More younger women being diagnosed with aggressive breast cancer

By: liz tufts

     There is a set back in the fight against breast cancer. More young women are getting advanced, deadly forms of


     When Sue Ellen Jimenez of Cranston found a lump back in
2011, she admits she didn't take it very seriously. “You just think you have cystic breasts or the lump with just
go away, ” says Jimenez.

  But after a year, that lump got bigger. At the age of just 31, she was diagnosed with an aggressive form of breast
cancer.

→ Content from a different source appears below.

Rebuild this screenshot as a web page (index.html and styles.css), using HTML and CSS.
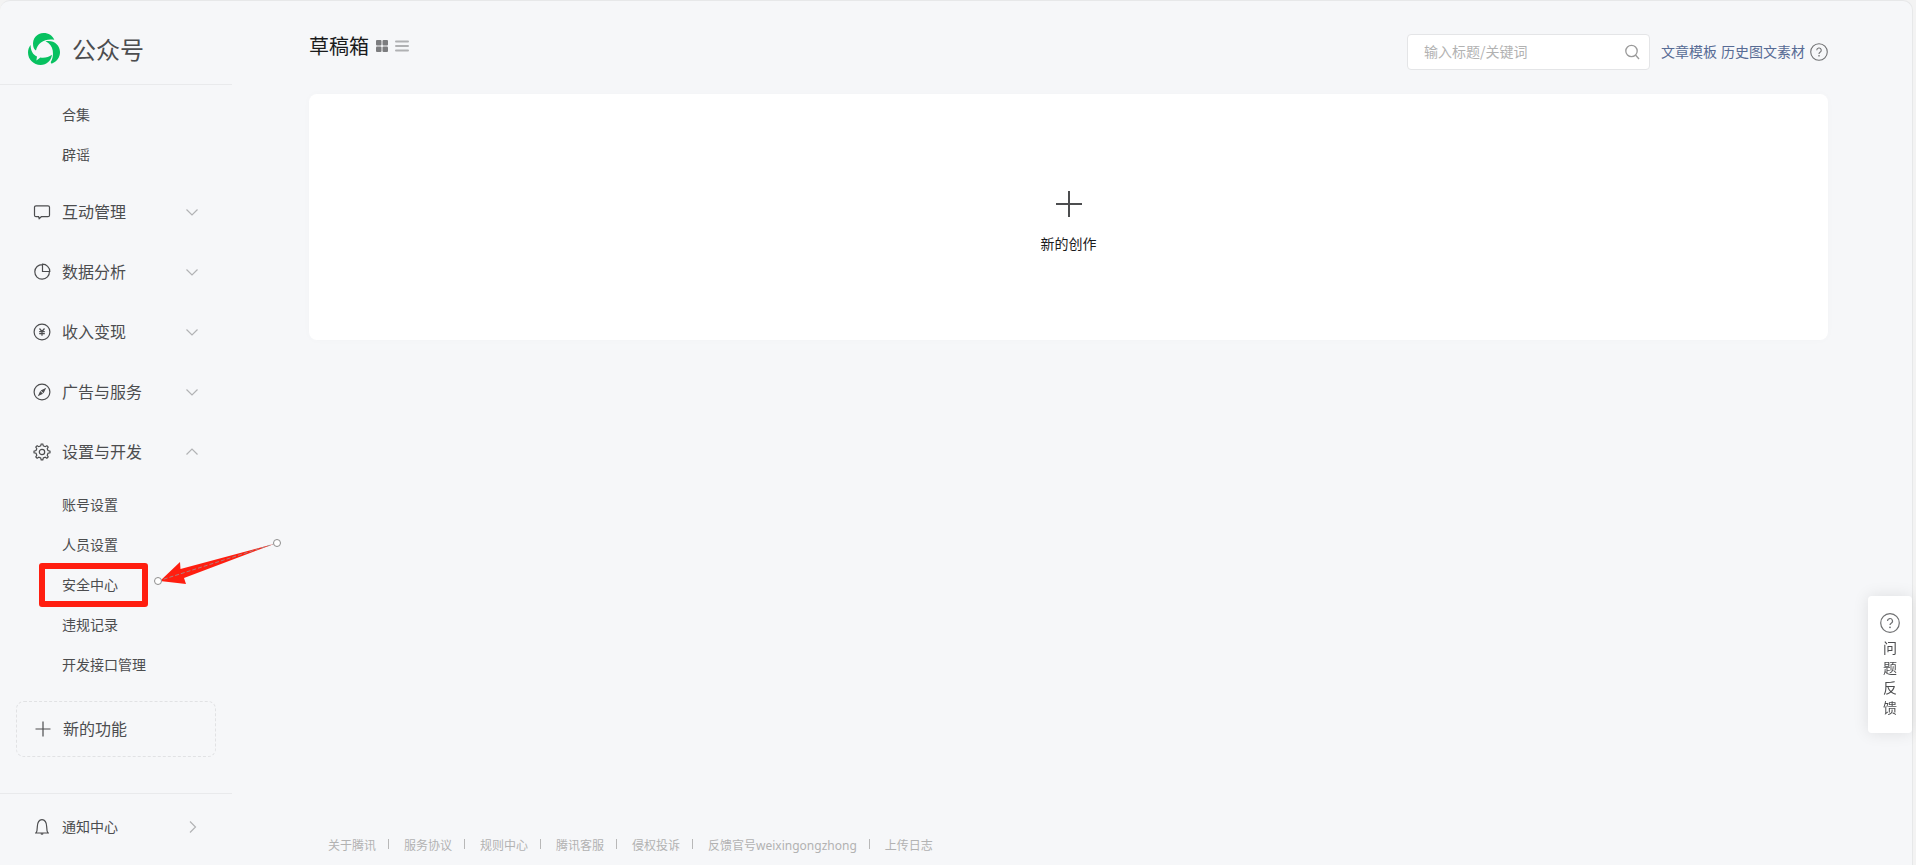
FILE: index.html
```
<!DOCTYPE html>
<html lang="zh-CN">
<head>
  <meta charset="UTF-8">
  <meta name="viewport" content="width=device-width, initial-scale=1.0">
  <title>公众号</title>
  <link rel="stylesheet" href="styles.css">
</head>
<body>
  <div class="frame">
    <aside class="sidebar">
      <a class="brand" href="#">
        <svg class="logo" viewBox="0 0 32 32" fill="#07c160">
          <path d="M5.200 13C4 5.500 9 0 15.600 0c5 0 8.900 2.500 10.700 6.800C17.500 5 9.500 9.500 8 17.500 6.500 16.500 5.600 15 5.200 13z"/>
          <path d="M17.500 8.300C25.500 6.600 32 12 32 19c0 5.200-3 9.600-8.400 11.800l-.9-1.600c3.800-5.800 3.500-17.400-5.200-20.900z"/>
          <path d="M2.600 12C2.600 18 5 21.800 9 23.600L8.400 27.500 12.400 24.600C16.400 25.200 20.800 24.400 24 21.800 23.400 27.600 18.600 32 12.600 32 5.600 32 0 26.600 0 19.600 0 16.600.9 14.200 2.600 12z"/>
        </svg>
        <span class="brand-name">公众号</span>
      </a>

      <nav class="menu">
        <ul class="sub-menu">
          <li><a href="#">合集</a></li>
          <li><a href="#">辟谣</a></li>
        </ul>
        <button class="menu-title" type="button">
          <svg class="icon" viewBox="0 0 18 18"><path d="M3 2.800h12a1.500 1.500 0 0 1 1.500 1.500v7.900a1.500 1.500 0 0 1-1.500 1.500H8.300L6.200 15.600 5.600 13.700H3a1.500 1.500 0 0 1-1.500-1.500V4.300A1.500 1.500 0 0 1 3 2.800z"/></svg>
          <span>互动管理</span>
          <svg class="arrow" viewBox="0 0 14 14"><path d="M1.500 4.500 7 10l5.500-5.500"/></svg>
        </button>
        <button class="menu-title" type="button">
          <svg class="icon" viewBox="0 0 18 18"><path d="M9.500 1.600A7.300 7.300 0 1 0 16.400 8.500M9.500 1.200v7.300h7.300A7.300 7.300 0 0 0 9.500 1.200z"/></svg>
          <span>数据分析</span>
          <svg class="arrow" viewBox="0 0 14 14"><path d="M1.500 4.500 7 10l5.500-5.500"/></svg>
        </button>
        <button class="menu-title" type="button">
          <svg class="icon" viewBox="0 0 18 18"><circle cx="9" cy="9" r="7.900"/><path d="M6.500 5.500 9 8.500l2.500-3M6.200 8.700h5.600M6.200 10.700h5.600M9 8.500v4.300"/></svg>
          <span>收入变现</span>
          <svg class="arrow" viewBox="0 0 14 14"><path d="M1.500 4.500 7 10l5.500-5.500"/></svg>
        </button>
        <button class="menu-title" type="button">
          <svg class="icon" viewBox="0 0 18 18"><circle cx="9" cy="9" r="7.900"/><path class="solid" d="M13.200 4.800 10.600 10.300 7.700 7.400zM4.800 13.200l2.400-5.200L10 10.800z"/></svg>
          <span>广告与服务</span>
          <svg class="arrow" viewBox="0 0 14 14"><path d="M1.500 4.500 7 10l5.500-5.500"/></svg>
        </button>
        <button class="menu-title" type="button" aria-expanded="true">
          <svg class="icon" viewBox="0 0 18 18"><circle cx="9" cy="9" r="2.700"/><path d="M7.700 2.900 8.200 1h1.600l.5 1.900 1.900.8 1.700-1 1.300 1.300-1 1.700.8 1.900 2 .5v1.600l-2 .6-.8 1.900 1 1.700-1.300 1.300-1.700-1-1.900.8-.5 1.900H8.200l-.5-1.900-1.900-.8-1.700 1-1.300-1.300 1-1.700-.8-1.900-2-.6V8.100l2-.5.8-1.900-1-1.700 1.300-1.300 1.700 1z"/></svg>
          <span>设置与开发</span>
          <svg class="arrow" viewBox="0 0 14 14"><path d="M1.500 9.500 7 4l5.500 5.500"/></svg>
        </button>
        <ul class="sub-menu">
          <li><a href="#">账号设置</a></li>
          <li><a href="#">人员设置</a></li>
          <li class="marked">
            <a href="#">安全中心</a>
            <span class="mark-box"></span>
            <svg class="mark-arrow" viewBox="0 0 136 60">
              <path fill="#ff1e10" d="M10 46 30 27 30.500 34 124 9 34 43 36 49z"/>
              <path stroke="#999" stroke-opacity=".8" stroke-dasharray="4 2" d="M8 46 127 8"/>
              <circle cx="8" cy="46" r="3.500" fill="#fff" stroke="#8e8e8e"/>
              <circle cx="127" cy="8" r="3.500" fill="#fff" stroke="#8e8e8e"/>
            </svg>
          </li>
          <li><a href="#">违规记录</a></li>
          <li><a href="#">开发接口管理</a></li>
        </ul>
        <button class="new-feature" type="button">
          <svg class="icon" viewBox="0 0 18 18"><path d="M9 1.500v15M1.500 9h15"/></svg>
          <span>新的功能</span>
        </button>
      </nav>

      <a class="notice" href="#">
        <svg class="icon" viewBox="0 0 18 18"><path d="M2 15h14M3.200 14.700c1-1.400 1-3.200 1.100-6C4.500 4.600 6.200 1.600 9 1.600s4.500 3 4.700 7.100c.1 2.800.1 4.600 1.100 6"/><path class="solid" d="M7.500 15.200h3a1.500 1.500 0 0 1-3 0z"/></svg>
        <span>通知中心</span>
        <svg class="arrow" viewBox="0 0 14 14"><path d="M5 1.500 10.500 7 5 12.500"/></svg>
      </a>
    </aside>

    <main class="main">
      <header class="topbar">
        <h1>草稿箱</h1>
        <button class="view-btn" type="button" aria-label="卡片">
          <svg width="12" height="12" viewBox="0 0 12 12" fill="#7c7d7f"><rect width="5.500" height="5.500" rx="1"/><rect x="6.500" width="5.500" height="5.500" rx="1"/><rect y="6.500" width="5.500" height="5.500" rx="1"/><rect x="6.500" y="6.500" width="5.500" height="5.500" rx="1"/></svg>
        </button>
        <button class="view-btn" type="button" aria-label="列表">
          <svg width="14" height="12" viewBox="0 0 14 12" stroke="#b0b1b3" stroke-width="2" stroke-linecap="round"><path d="M1 1.500h12M1 6h12M1 10.500h12"/></svg>
        </button>
        <form class="search">
          <input type="text" placeholder="输入标题/关键词" aria-label="搜索">
          <button type="submit" aria-label="搜索">
            <svg width="16" height="16" viewBox="0 0 16 16" fill="none" stroke="#9a9a9a" stroke-width="1.300"><circle cx="7.500" cy="7" r="5.700"/><path d="m11.500 11 3.500 4"/></svg>
          </button>
        </form>
        <div class="links">
          <a href="#">文章模板</a>
          <a href="#">历史图文素材</a>
        </div>
        <a class="help" href="#" aria-label="帮助">
          <svg width="18" height="18" viewBox="0 0 20 20"><circle cx="10" cy="10" r="9.200"/><path d="M7.500 8a2.500 2.500 0 1 1 3.700 2.200c-.8.500-1.200.9-1.200 1.900"/><circle class="dot" cx="10" cy="14.300" r=".9"/></svg>
        </a>
      </header>

      <section class="card">
        <a class="create" href="#">
          <svg width="26" height="26" viewBox="0 0 26 26" stroke="#4c4d4f" stroke-width="2"><path d="M13 0v26M0 13h26"/></svg>
          <span>新的创作</span>
        </a>
      </section>

      <footer class="footer">
        <a href="#">关于腾讯</a>
        <a href="#">服务协议</a>
        <a href="#">规则中心</a>
        <a href="#">腾讯客服</a>
        <a href="#">侵权投诉</a>
        <a href="#">反馈官号weixingongzhong</a>
        <a href="#">上传日志</a>
      </footer>
    </main>
  </div>

  <a class="feedback" href="#">
    <svg width="20" height="20" viewBox="0 0 20 20"><circle cx="10" cy="10" r="9.300"/><path d="M7.500 8a2.500 2.500 0 1 1 3.700 2.200c-.8.500-1.200.9-1.200 1.900"/><circle class="dot" cx="10" cy="14.300" r=".9"/></svg>
    <span>问题反馈</span>
  </a>
</body>
</html>
```
FILE: styles.css
```
* {
  box-sizing: border-box;
}
body {
  margin: 0;
  background: #f3f3f3;
  font-family: "Noto Sans CJK SC", sans-serif;
  font-size: 14px;
  color: #4c4d4f;
}
a {
  color: inherit;
  text-decoration: none;
}
button {
  padding: 0;
  border: none;
  background: none;
  font: inherit;
  color: inherit;
  cursor: pointer;
}
svg {
  display: block;
  flex: none;
}
ul {
  margin: 0;
  padding: 0;
  list-style: none;
}
.frame {
  display: flex;
  min-height: 100vh;
  margin-right: 3px;
  background: #f6f7f9;
  border: 1px solid #e7e8e9;
  border-width: 1px 1px 0 0;
  border-radius: 10px 10px 0 0;
}

/* sidebar */
.sidebar {
  display: flex;
  flex-direction: column;
  flex: none;
  width: 232px;
}
.brand {
  display: flex;
  align-items: center;
  gap: 12px;
  padding: 32px 28px 19px;
  border-bottom: 1px solid #e9eaec;
}
.logo {
  width: 32px;
  height: 32px;
}
.brand-name {
  font-size: 24px;
  line-height: 32px;
}
.menu {
  flex: 1;
  padding-top: 7px;
}
.sub-menu {
  padding: 2px 0 8px;
}
.sub-menu a {
  display: block;
  padding-left: 62px;
  line-height: 40px;
}
.menu-title,
.notice {
  display: flex;
  align-items: center;
  gap: 11px;
  width: 100%;
  padding: 0 33px;
}
.menu-title {
  height: 60px;
  font-size: 16px;
}
.menu span,
.notice span {
  padding-bottom: 2px;
}
.icon {
  width: 18px;
  height: 18px;
  fill: none;
  stroke: #4c4d4f;
  stroke-width: 1.2;
}
.icon .solid {
  fill: #4c4d4f;
  stroke: none;
}
.arrow {
  width: 14px;
  height: 14px;
  margin-left: auto;
  fill: none;
  stroke: #b2b3b5;
  stroke-width: 1.2;
}
.new-feature {
  display: flex;
  align-items: center;
  gap: 11px;
  width: 200px;
  height: 56px;
  margin: 9px 16px 0;
  padding-left: 17px;
  border: 1px dashed #e1e2e4;
  border-radius: 8px;
  font-size: 16px;
}
.notice {
  height: 72px;
  padding-bottom: 5px;
  border-top: 1px solid #e9eaec;
}

/* highlighted item */
.marked {
  position: relative;
}
.mark-box {
  position: absolute;
  top: -1px;
  left: 39px;
  width: 109px;
  height: 44px;
  border: 6px solid #ff1e10;
  border-radius: 3px;
  pointer-events: none;
}
.mark-arrow {
  position: absolute;
  top: -29px;
  left: 150px;
  width: 136px;
  height: 60px;
  fill: none;
  pointer-events: none;
}

/* main */
.main {
  display: flex;
  flex-direction: column;
  flex: 1;
  padding: 33px 84px 0 77px;
}
.topbar {
  display: flex;
  align-items: flex-start;
  margin-bottom: 24px;
}
h1 {
  margin: 0;
  font-size: 20px;
  font-weight: 400;
  line-height: 24px;
  color: #1a1b1c;
}
.view-btn {
  display: flex;
  align-items: center;
  height: 24px;
  margin-left: 7px;
}
.search {
  display: flex;
  align-items: center;
  width: 243px;
  height: 36px;
  margin-left: auto;
  padding: 0 9px 0 16px;
  background: #fff;
  border: 1px solid #e4e5e7;
  border-radius: 4px;
}
.search input {
  flex: 1;
  min-width: 0;
  padding: 0 0 2px;
  border: none;
  outline: none;
  background: none;
  font: inherit;
}
.search input::placeholder {
  color: #b2b2b2;
}
.links {
  display: flex;
  gap: 4px;
  margin-left: 11px;
  line-height: 34px;
  color: #576b95;
}
.help {
  display: flex;
  align-items: center;
  height: 36px;
  margin-left: 5px;
}
.help svg,
.feedback svg {
  fill: none;
  stroke: #6f7072;
  stroke-width: 1.2;
}
.help .dot,
.feedback .dot {
  fill: #6f7072;
  stroke: none;
}
.card {
  display: flex;
  justify-content: center;
  padding: 97px 0 87px;
  background: #fff;
  border-radius: 8px;
  box-shadow: 0 0 8px rgba(0, 0, 0, 0.02);
}
.create {
  display: flex;
  flex-direction: column;
  align-items: center;
  gap: 16px;
  line-height: 20px;
  color: #1a1b1c;
}
.footer {
  display: flex;
  margin-top: auto;
  padding: 0 0 9px 19px;
  font-family: "Noto Sans", "Noto Sans CJK SC", sans-serif;
  font-size: 12px;
  line-height: 20px;
  color: #b2b2b2;
}
.footer a {
  display: flex;
}
.footer a + a::before {
  content: "";
  width: 1px;
  height: 10px;
  margin: 3px 15px 0 12px;
  background: #b8b8b8;
}

/* floating feedback entry */
.feedback {
  position: fixed;
  right: 4px;
  bottom: 132px;
  display: flex;
  flex-direction: column;
  align-items: center;
  gap: 4px;
  width: 44px;
  padding: 17px 15px 16px;
  background: #fff;
  border-radius: 4px;
  box-shadow: 0 0 16px rgba(0, 0, 0, 0.1);
  line-height: 20px;
}
```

Sue Ellen didn't have a family history of it. “I never thought in a million years id be sitting  here talking about this, ” says Jimenez.

     “I was diagnosed in 2009 at 33 years old.” Neither did Mandy Zito of Exeter. She's been cancer free for four years, but continues to work at the Gloria Gemma Foundation in Pawtucket. She says she's noticed a huge difference of who's walking
through the doors. “I've definitely seen a rise in younger women, ” says Zito.

     So many in fact, they put together a calendarhHighlighting the epidemic here in Rhode Island. Everyone
under the age of 40. One of the youngest survivors just 22 years old. “You're not getting screening at this age, you are relying on
self breast exams, ” says Zito.

     Researchers and doctors aren't exactly sure why so many
younger women are being diagnosed, but Mandy has an idea. “Women are getting their periods younger and are having
children later so they are getting a hormonal surge,” adds Zito

  Whatever the reason, Mandy and Sue Ellen both agree self breast exams save lives. They just hope more women take their lump seriously.